This code is used to perform sentiment analysis on a dataset of customer reviews. It uses the SentimentIntensityAnalyzer function from the nltk library to analyze the sentiment of the text in the text column of the df dataframe. The function returns a dictionary of scores for different sentiments (positive, negative, neutral), with the compound score representing the overall sentiment of the text. The compound_score column is created by extracting the compound score from the dictionary, and the positive_negative column is created by applying a lambda function to the compound_score column that assigns the value "Positive" if the compound score is greater than 0 and "Negative" otherwise. The number of positive and negative reviews is then counted using the value_counts function. Finally, a new dataframe positive_data is created by filtering the original dataframe to only include rows with the value "Positive" in the positive_negative column.

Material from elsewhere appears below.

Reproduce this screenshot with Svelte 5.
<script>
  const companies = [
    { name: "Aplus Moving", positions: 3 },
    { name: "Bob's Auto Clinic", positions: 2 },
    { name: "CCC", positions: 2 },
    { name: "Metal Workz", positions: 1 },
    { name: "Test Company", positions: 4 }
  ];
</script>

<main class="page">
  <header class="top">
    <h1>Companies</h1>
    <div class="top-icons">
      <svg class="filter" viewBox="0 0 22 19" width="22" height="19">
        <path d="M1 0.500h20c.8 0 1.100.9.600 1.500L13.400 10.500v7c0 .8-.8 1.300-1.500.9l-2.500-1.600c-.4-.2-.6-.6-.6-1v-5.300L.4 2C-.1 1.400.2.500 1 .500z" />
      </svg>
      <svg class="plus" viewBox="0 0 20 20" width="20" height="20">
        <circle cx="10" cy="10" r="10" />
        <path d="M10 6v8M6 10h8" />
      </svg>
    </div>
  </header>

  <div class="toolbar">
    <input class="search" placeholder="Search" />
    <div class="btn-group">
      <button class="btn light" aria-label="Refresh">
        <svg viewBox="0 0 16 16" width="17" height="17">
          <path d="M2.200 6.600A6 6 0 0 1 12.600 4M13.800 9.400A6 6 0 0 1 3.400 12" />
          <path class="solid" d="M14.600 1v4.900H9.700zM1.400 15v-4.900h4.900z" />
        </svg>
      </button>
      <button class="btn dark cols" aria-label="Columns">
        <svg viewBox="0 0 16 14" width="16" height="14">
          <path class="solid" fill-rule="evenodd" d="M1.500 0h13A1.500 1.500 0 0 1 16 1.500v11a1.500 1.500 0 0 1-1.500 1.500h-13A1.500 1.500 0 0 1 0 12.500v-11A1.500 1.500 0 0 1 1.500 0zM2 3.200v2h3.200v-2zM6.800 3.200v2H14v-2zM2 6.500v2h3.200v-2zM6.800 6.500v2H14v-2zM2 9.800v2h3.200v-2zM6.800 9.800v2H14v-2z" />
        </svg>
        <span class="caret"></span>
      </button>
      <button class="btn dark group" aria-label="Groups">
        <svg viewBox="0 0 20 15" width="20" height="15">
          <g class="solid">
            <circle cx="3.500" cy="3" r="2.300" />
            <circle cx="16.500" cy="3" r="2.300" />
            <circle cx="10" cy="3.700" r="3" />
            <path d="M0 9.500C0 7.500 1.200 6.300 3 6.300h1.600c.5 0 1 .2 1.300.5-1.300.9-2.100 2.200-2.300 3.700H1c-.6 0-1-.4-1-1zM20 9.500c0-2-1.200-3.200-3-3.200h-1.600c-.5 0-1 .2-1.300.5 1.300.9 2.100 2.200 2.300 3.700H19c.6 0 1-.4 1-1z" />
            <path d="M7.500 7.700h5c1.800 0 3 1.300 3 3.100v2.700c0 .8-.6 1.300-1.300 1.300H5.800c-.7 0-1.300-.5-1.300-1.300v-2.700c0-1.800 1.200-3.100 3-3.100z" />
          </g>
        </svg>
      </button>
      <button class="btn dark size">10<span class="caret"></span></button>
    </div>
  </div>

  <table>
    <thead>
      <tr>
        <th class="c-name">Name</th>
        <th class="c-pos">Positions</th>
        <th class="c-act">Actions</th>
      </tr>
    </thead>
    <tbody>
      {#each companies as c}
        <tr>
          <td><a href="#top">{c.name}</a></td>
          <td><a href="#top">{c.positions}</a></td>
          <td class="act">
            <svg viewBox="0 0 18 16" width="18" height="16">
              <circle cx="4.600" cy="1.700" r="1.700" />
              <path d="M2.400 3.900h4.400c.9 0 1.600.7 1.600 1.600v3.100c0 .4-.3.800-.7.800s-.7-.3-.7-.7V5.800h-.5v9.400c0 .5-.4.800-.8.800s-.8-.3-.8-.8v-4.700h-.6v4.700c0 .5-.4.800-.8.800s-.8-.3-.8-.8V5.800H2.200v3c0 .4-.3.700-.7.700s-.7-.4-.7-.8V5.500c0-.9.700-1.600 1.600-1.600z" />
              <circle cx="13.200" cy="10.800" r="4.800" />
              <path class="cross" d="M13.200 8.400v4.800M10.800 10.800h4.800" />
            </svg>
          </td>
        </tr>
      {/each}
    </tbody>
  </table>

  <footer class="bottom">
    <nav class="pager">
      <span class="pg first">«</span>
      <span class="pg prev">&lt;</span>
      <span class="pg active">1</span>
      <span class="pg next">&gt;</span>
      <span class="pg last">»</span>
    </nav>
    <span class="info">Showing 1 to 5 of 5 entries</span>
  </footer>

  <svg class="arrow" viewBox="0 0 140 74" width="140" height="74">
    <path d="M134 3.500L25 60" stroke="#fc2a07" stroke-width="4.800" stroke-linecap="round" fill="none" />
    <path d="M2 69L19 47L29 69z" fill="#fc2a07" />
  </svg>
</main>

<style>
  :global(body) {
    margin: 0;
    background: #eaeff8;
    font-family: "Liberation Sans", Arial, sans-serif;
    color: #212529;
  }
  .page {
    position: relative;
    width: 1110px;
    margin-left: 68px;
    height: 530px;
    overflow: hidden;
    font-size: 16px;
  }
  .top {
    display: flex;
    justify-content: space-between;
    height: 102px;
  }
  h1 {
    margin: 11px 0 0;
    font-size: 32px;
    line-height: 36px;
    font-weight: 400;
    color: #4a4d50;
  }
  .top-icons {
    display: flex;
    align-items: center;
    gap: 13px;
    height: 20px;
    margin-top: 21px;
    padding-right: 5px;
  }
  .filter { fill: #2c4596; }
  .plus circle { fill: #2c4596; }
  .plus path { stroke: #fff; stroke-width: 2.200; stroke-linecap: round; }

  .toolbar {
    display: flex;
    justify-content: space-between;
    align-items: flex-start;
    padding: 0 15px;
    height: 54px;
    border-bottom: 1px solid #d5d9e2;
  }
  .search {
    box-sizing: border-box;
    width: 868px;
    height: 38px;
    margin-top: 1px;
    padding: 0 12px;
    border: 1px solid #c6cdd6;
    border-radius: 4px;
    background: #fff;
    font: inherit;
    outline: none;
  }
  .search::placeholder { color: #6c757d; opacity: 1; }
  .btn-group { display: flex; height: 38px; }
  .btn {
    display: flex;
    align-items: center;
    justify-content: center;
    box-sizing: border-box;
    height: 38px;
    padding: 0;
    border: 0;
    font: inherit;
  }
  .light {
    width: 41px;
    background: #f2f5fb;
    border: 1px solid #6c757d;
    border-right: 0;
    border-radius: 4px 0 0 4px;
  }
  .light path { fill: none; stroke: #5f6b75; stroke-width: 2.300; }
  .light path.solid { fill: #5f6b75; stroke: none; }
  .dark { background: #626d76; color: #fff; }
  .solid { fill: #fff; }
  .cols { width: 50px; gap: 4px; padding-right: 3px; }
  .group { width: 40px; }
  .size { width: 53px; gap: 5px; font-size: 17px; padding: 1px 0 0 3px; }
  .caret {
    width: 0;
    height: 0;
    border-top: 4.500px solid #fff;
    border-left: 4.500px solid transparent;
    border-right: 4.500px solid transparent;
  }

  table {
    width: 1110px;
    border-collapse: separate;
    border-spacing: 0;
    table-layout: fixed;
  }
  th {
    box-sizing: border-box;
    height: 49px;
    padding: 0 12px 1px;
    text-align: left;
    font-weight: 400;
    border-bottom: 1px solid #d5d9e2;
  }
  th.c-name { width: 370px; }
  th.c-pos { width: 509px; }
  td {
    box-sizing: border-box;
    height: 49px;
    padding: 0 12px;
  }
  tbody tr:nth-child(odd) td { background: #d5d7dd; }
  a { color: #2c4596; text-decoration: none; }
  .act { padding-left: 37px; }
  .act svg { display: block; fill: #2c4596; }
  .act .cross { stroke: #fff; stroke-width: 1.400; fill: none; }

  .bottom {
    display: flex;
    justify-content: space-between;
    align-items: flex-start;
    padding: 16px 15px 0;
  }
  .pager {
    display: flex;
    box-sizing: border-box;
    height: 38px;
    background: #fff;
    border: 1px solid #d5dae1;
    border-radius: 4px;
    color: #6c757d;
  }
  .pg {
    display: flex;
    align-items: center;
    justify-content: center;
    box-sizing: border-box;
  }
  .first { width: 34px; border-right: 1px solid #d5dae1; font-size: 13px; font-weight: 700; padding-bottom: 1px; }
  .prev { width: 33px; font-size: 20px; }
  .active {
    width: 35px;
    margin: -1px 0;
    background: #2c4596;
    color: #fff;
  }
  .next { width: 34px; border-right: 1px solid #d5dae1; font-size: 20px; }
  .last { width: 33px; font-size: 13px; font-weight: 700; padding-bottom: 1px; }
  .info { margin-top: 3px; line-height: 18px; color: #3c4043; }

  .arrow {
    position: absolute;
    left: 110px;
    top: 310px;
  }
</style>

These instructions will guide you through the process of running this code on your local machine.
You will need to have the following libraries installed:
pandas
nltk
You can install these libraries by running the following command:
pip install pandas nltk
- Download the customer_reviews.csv file and place it in a directory on your local machine.
- Open the sentiment_analysis.py file and update the file path for the customer_reviews.csv file to the correct file path on your machine.
- Run the sentiment_analysis.py file.
- The customer_reviews.csv file is loaded into a pandas dataframe.
- The nltk library is imported and the vader_lexicon is downloaded.
- The SentimentIntensityAnalyzer function from nltk is called to perform sentiment analysis on the review text.
- A new column called "score" is added to the dataframe, which contains the sentiment scores for each review.
- A new column called "compound_score" is added to the dataframe, which extracts the compound score from the "score" column.
- A new column called "positive_negative" is added to the dataframe, which categorizes the review as positive or negative based on the compound score.
- The value_counts function is used to count the number of positive and negative reviews.
- A new dataframe called "positive_data" is created, which contains only the positive reviews.
The code will output the following:
The sentiment scores for the first review in the dataframe
The updated dataframe with the "score", "compound_score", and "positive_negative" columns
The count of positive and negative reviews
The dataframe containing only the positive reviews.